JOE BUCK: Ball one, outside.

It didn’t happen for the first game between the Red Sox and Astros. And, really, it’s a reminder that you’re never guaranteed a great game between great teams. Sometimes it’s soggy, muddy trench warfare. I get it.

But that brings us to the larger point.

The Red Sox and Astros need to pay this back with interest

I want great baseball. Not okay baseball. Not good baseball. Great baseball. These two teams should give us that.

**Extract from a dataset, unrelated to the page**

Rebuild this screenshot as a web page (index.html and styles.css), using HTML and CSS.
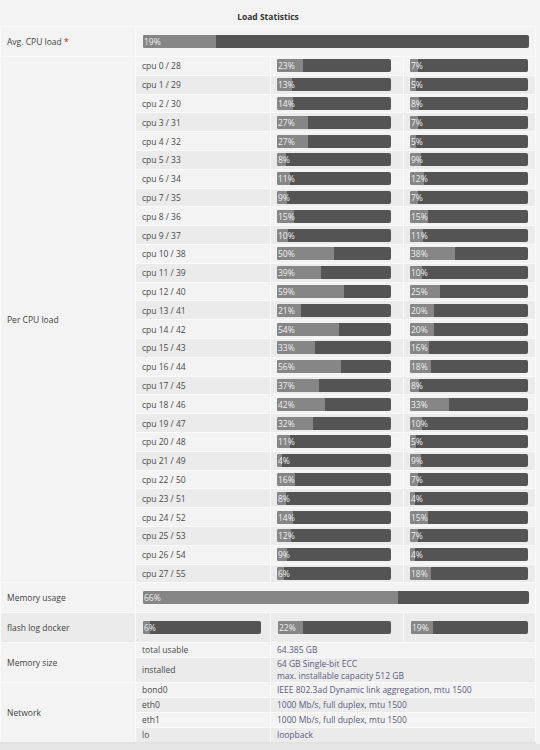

In Game 1, Mookie Betts let a baseball clank off his mitt. It was an understandable play — he was worried about colliding with Brock Holt — but I can think of a million baseball things I want to watch Betts do, and none of them involve a clank.

Which is to say that Betts should hit an inside-the-park homer in the next couple games. Preferably in the ninth inning of a close game. That’s why I’m tuning in.

Keep going, down the line for both rosters. I want J.D. Martinez to hit a big ol’ dong. It can go over the Monster or hit the train in Houston, I don’t care. I want Jose Altuve to go 5-for-5 with five line drives up the middle. I want Andrew Benintendi to force a balk on a delayed steal, and I want Alex Bregman to do something that makes Red Sox fans hate him even more.

I want Chris Sale and Justin Verlander to have a classic pitcher’s duel.

All of this is still possible. I want only what is owed to us, and I’m thinking that we’ll get it. For one final time, this isn’t a referendum on baseball, the sport. It’s just an uncontroversial opinion that the four-plus hours of eight-hit baseball was boring as hell, and I’m absolutely going full Applecare meltdown on this one: Give me better baseball, Red Sox and Astros. I know you have it in you. I know it was cold. I know y’all were nervous.

Still, give us better baseball. We were promised the best baseball. Give us something ... close to that. The 2018 Astros and Red Sox are some of the best teams of their generation, and now they’re in a deathmatch to see who’s better.

Let’s have some fun, eh? Let’s make this fun, fellas. Don’t make us mention Joe West’s name again, and let’s have some fun.